# Data
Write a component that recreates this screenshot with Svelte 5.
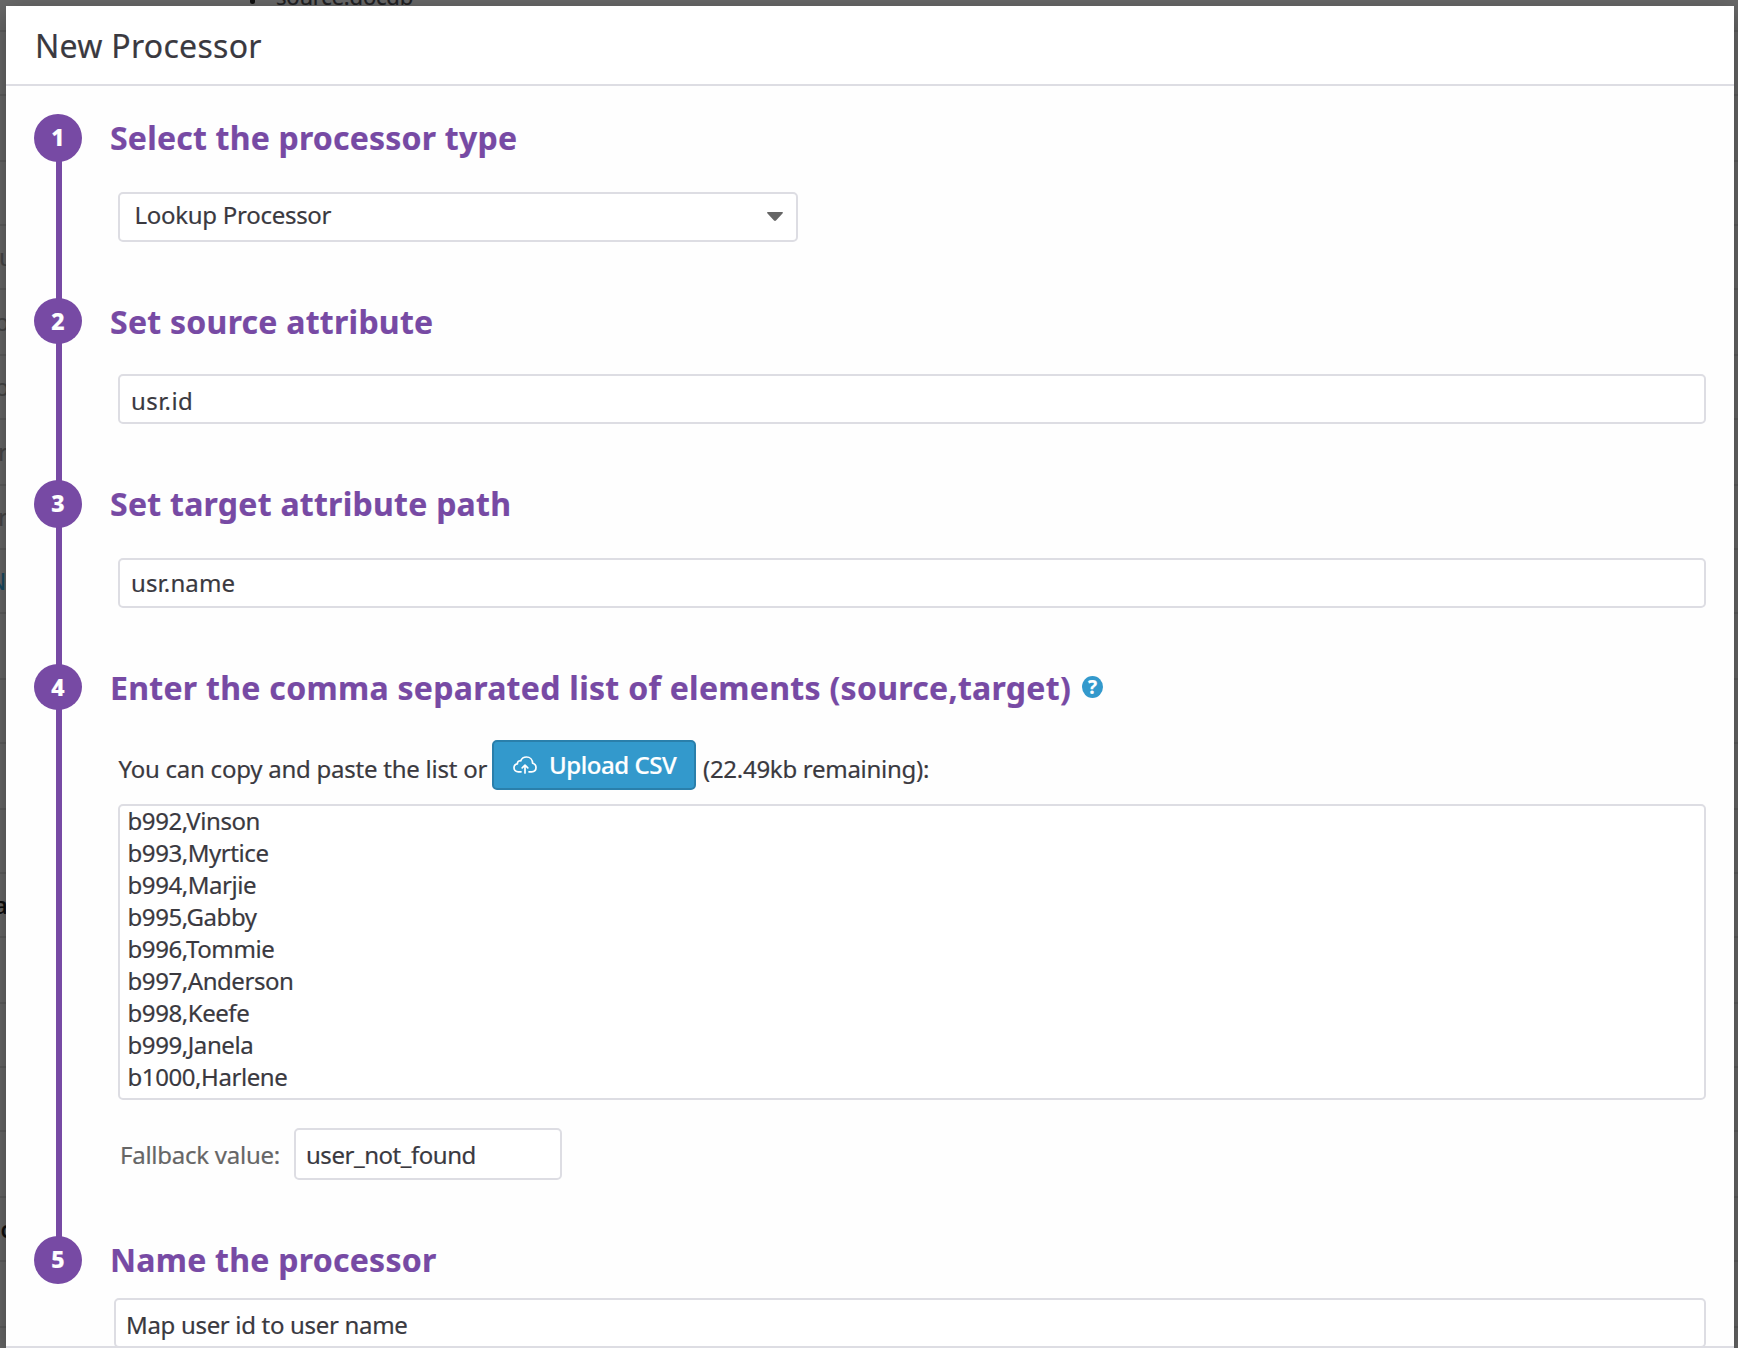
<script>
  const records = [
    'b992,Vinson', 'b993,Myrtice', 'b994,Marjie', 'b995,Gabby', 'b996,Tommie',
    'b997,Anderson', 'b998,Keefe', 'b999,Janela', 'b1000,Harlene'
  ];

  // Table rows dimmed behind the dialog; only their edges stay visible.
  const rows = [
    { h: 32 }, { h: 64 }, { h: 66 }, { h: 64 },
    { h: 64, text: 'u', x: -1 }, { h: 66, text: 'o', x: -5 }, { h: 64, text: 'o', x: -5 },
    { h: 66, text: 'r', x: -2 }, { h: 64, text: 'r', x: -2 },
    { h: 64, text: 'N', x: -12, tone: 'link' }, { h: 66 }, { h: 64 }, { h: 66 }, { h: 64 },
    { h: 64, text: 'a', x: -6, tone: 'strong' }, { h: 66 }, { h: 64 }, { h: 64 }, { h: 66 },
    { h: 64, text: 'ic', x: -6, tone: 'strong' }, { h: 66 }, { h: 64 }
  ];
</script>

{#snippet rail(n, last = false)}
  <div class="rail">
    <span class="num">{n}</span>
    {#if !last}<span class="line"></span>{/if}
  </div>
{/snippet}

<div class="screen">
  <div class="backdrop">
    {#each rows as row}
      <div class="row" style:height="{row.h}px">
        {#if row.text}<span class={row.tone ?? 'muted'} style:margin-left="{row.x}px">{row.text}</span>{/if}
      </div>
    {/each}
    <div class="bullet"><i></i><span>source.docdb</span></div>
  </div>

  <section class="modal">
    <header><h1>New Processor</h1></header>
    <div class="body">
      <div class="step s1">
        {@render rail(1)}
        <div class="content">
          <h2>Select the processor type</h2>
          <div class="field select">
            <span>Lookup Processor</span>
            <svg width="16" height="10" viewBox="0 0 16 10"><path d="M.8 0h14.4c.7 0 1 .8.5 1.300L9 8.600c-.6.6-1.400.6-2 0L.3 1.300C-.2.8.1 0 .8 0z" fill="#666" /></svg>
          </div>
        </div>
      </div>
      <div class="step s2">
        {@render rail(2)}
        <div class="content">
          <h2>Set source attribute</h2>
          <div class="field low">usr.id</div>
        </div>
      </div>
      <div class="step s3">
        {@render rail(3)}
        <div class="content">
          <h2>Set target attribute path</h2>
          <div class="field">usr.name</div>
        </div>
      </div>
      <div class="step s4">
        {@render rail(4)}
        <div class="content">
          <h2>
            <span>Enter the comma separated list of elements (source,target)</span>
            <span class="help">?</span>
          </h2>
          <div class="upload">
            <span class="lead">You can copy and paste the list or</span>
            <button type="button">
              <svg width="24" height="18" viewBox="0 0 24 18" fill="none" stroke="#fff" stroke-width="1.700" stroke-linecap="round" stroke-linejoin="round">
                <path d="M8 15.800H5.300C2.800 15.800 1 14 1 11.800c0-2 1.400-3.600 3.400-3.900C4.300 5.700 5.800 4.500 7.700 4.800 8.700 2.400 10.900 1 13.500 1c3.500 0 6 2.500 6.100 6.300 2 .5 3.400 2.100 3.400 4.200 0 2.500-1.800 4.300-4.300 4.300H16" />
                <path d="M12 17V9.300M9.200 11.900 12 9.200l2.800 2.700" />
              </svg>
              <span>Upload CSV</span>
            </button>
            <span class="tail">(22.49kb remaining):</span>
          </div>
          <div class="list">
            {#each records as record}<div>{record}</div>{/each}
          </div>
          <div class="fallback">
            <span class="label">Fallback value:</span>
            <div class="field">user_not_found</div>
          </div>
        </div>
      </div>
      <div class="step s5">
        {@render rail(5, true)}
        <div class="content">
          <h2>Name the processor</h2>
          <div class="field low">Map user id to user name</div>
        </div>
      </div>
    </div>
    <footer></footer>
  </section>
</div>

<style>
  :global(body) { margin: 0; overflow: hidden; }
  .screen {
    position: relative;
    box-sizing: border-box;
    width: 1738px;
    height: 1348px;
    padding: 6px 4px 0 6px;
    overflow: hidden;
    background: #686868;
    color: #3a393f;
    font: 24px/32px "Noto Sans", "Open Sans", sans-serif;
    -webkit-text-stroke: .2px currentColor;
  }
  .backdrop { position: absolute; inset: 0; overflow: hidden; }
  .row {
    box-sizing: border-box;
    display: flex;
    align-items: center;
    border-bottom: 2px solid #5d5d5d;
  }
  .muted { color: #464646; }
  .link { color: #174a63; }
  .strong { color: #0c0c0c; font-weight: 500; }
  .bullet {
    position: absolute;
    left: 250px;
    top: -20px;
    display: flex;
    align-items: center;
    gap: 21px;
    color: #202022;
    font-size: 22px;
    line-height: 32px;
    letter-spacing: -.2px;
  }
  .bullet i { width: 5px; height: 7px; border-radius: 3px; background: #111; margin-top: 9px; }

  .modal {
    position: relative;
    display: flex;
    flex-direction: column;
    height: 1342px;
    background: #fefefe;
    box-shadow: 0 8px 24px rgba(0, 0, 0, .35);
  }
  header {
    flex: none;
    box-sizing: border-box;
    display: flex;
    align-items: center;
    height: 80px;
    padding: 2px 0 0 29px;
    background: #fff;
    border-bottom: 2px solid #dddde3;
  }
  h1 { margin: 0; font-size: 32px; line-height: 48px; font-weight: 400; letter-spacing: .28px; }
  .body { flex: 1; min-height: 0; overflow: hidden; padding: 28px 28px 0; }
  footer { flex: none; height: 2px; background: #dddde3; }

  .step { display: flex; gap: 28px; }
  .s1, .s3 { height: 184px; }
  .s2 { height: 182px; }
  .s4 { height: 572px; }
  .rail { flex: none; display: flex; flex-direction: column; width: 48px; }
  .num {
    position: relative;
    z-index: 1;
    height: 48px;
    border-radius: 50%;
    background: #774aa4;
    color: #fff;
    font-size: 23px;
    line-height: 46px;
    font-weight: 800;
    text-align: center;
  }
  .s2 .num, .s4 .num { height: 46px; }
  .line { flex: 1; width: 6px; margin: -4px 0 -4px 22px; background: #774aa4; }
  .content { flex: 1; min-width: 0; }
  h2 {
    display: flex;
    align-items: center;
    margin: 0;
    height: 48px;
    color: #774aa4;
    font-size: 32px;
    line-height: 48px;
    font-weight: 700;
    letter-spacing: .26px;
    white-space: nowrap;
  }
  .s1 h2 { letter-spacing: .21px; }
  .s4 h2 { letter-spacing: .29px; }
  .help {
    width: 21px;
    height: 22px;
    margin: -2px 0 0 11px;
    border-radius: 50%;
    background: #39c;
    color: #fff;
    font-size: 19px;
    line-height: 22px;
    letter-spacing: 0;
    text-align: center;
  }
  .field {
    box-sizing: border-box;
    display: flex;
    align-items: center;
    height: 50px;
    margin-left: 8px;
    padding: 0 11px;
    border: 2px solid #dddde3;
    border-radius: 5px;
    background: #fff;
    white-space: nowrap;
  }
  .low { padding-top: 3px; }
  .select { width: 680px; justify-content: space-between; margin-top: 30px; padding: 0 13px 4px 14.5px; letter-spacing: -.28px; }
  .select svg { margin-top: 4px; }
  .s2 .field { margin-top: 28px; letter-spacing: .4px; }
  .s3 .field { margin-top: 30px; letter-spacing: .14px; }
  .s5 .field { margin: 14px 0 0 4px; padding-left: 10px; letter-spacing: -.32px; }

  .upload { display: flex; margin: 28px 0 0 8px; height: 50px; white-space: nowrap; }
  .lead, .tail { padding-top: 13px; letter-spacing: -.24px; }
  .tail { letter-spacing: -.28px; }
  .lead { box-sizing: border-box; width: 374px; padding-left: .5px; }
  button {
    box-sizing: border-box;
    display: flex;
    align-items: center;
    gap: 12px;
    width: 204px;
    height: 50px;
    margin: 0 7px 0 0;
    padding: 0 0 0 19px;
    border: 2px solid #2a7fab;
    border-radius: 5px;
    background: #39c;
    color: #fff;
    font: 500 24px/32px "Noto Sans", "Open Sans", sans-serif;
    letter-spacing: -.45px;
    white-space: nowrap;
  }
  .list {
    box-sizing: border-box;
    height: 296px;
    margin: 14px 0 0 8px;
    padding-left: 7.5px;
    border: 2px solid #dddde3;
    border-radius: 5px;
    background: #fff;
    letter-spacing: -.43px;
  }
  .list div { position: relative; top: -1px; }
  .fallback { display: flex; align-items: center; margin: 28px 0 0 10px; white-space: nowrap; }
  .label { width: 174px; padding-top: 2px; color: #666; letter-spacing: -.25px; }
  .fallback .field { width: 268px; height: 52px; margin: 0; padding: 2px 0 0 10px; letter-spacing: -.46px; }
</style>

---

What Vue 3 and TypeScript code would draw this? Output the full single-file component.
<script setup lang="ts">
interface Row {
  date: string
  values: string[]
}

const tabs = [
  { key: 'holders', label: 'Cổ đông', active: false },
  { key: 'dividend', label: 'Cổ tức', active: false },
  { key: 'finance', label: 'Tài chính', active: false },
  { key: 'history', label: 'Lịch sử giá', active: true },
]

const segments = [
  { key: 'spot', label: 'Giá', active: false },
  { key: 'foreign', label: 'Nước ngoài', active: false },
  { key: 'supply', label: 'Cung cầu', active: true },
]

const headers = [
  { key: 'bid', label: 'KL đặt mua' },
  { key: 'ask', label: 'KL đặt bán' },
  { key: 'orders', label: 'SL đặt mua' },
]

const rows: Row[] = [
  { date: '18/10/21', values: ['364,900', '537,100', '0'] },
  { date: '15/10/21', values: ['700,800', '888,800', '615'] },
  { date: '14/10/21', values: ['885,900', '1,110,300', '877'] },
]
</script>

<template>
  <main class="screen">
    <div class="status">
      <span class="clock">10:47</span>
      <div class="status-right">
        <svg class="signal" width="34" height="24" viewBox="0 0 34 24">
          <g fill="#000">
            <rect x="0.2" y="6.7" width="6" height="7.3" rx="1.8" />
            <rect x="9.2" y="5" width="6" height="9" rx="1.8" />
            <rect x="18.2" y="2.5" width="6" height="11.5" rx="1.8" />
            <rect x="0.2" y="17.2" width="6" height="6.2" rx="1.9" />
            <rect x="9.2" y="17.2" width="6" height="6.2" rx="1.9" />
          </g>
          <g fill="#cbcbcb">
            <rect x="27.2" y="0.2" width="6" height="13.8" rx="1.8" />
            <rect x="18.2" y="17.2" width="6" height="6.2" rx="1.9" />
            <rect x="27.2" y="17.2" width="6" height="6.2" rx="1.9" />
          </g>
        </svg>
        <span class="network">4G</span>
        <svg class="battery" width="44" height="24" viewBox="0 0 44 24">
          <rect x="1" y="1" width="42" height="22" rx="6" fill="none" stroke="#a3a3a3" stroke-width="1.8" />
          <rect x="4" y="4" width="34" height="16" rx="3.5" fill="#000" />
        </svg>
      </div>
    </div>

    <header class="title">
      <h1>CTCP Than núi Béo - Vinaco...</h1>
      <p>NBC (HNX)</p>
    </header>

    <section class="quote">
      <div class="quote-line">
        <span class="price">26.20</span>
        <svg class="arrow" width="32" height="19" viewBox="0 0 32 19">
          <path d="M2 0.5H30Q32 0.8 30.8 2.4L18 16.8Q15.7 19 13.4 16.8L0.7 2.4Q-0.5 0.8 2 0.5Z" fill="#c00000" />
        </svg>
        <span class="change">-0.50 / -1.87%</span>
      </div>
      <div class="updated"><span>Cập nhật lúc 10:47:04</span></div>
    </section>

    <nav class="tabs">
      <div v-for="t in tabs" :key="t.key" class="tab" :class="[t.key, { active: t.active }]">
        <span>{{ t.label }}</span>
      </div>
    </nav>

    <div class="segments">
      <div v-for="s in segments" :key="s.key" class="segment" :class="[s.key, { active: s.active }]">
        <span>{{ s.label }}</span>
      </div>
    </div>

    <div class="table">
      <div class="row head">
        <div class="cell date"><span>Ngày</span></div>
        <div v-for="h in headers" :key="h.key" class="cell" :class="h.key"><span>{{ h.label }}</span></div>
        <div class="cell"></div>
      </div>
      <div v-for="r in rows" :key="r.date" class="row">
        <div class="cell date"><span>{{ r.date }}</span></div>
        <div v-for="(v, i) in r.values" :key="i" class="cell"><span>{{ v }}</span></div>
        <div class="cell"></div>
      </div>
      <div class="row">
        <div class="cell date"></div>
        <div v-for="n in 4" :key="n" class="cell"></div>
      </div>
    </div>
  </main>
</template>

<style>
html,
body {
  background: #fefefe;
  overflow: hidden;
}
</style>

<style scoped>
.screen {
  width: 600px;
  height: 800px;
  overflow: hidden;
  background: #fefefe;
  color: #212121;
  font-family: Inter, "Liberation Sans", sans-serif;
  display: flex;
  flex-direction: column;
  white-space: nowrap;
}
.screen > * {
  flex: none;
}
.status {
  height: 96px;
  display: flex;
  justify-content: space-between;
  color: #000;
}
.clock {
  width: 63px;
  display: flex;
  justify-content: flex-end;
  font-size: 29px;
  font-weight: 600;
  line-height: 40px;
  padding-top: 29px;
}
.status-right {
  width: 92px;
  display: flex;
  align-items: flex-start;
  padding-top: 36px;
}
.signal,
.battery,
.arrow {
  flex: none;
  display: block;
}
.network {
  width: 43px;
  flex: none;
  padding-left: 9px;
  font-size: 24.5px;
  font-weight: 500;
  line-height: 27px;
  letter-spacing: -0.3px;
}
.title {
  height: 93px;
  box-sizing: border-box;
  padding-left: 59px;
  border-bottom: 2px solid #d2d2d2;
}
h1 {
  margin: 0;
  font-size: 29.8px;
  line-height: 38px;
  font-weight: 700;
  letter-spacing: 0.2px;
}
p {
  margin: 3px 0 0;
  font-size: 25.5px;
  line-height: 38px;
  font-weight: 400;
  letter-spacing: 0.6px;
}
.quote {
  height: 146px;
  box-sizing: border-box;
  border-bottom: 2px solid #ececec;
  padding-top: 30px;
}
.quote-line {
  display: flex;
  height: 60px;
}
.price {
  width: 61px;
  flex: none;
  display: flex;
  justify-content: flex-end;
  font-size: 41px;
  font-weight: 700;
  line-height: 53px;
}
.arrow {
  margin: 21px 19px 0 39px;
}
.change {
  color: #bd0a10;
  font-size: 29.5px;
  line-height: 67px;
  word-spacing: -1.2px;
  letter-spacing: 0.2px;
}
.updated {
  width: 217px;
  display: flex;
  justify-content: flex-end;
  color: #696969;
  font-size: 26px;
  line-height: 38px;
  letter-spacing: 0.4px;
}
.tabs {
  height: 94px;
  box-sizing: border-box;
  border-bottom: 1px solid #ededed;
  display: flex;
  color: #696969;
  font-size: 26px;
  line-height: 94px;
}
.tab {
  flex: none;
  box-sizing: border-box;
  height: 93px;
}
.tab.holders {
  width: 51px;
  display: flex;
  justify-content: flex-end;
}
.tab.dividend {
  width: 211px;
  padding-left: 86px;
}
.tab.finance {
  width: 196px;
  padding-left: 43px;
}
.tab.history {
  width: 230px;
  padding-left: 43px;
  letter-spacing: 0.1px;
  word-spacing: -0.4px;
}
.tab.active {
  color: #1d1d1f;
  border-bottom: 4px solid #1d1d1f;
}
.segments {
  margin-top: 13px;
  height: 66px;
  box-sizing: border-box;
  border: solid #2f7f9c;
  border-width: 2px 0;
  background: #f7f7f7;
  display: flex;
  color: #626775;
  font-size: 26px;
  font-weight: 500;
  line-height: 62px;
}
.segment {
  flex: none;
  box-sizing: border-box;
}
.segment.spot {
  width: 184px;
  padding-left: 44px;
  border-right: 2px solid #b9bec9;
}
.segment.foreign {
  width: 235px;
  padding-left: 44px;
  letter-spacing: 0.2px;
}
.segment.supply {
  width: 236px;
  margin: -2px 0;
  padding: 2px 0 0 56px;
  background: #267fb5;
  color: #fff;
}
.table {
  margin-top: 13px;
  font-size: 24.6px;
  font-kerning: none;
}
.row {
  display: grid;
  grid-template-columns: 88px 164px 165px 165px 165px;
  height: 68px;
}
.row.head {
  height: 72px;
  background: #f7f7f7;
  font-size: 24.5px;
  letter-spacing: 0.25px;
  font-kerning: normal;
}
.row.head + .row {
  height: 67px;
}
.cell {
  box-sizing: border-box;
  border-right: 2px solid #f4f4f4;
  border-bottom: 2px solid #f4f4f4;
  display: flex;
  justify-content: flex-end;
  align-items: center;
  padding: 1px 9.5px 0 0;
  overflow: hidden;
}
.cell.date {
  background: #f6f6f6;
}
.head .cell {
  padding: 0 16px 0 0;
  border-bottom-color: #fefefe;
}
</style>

# Challenge
Copy out every line of the data that includes "this".

# Task answer
Write a component that recreates this screenshot with Svelte 5.
What Vue 3 and TypeScript code would draw this? Output the full single-file component.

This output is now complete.